Stated problem>
Where a line in the listing below contains the word "this", copy that line.

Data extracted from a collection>
▼

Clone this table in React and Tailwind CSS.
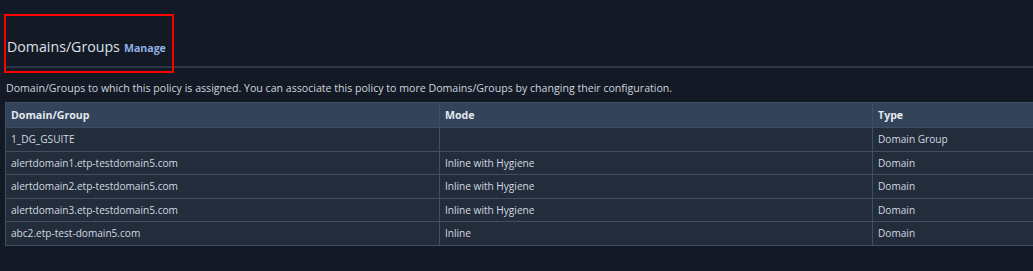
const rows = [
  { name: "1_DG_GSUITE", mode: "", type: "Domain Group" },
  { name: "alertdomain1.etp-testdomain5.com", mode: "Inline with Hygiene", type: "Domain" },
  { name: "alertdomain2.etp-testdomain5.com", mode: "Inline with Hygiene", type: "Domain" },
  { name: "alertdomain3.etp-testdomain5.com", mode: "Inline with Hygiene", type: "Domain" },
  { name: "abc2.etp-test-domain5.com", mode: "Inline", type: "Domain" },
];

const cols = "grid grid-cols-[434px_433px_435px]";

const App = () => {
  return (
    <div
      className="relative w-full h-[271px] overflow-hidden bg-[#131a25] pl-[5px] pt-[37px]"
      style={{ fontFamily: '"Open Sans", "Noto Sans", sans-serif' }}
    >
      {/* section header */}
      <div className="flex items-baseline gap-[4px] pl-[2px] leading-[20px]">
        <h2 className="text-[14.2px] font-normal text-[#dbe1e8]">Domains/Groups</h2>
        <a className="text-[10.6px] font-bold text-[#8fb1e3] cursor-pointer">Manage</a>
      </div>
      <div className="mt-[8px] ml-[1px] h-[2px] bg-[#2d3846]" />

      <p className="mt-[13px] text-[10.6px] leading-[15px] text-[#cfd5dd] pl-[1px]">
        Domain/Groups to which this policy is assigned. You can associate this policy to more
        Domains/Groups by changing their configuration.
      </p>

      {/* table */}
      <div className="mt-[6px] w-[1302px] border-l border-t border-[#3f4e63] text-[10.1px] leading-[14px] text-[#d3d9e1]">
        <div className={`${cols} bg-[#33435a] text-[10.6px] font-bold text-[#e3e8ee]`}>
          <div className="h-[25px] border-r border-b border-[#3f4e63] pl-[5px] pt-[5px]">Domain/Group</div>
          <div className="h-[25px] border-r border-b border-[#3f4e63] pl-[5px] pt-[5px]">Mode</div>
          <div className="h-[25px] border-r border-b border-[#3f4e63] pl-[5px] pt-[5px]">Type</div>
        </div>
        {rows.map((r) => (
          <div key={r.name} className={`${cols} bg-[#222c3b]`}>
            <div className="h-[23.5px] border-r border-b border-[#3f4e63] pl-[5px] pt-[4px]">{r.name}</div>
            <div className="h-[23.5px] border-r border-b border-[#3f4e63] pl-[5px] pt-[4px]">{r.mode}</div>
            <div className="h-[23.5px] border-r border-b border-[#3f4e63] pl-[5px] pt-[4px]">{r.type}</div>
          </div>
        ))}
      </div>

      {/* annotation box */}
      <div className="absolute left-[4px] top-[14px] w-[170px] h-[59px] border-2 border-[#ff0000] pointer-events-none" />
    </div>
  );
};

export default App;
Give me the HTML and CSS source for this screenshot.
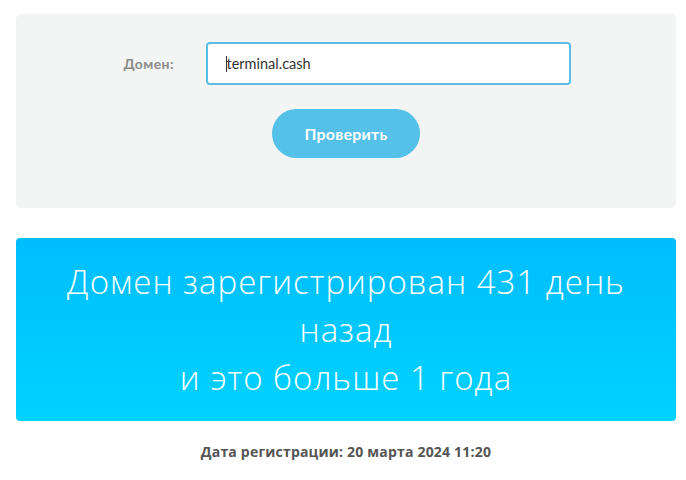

▲

Response to the exercise>
Clone this table in React and Tailwind CSS.
        Domain/Groups to which this policy is assigned. You can associate this policy to more
Give me the HTML and CSS source for this screenshot.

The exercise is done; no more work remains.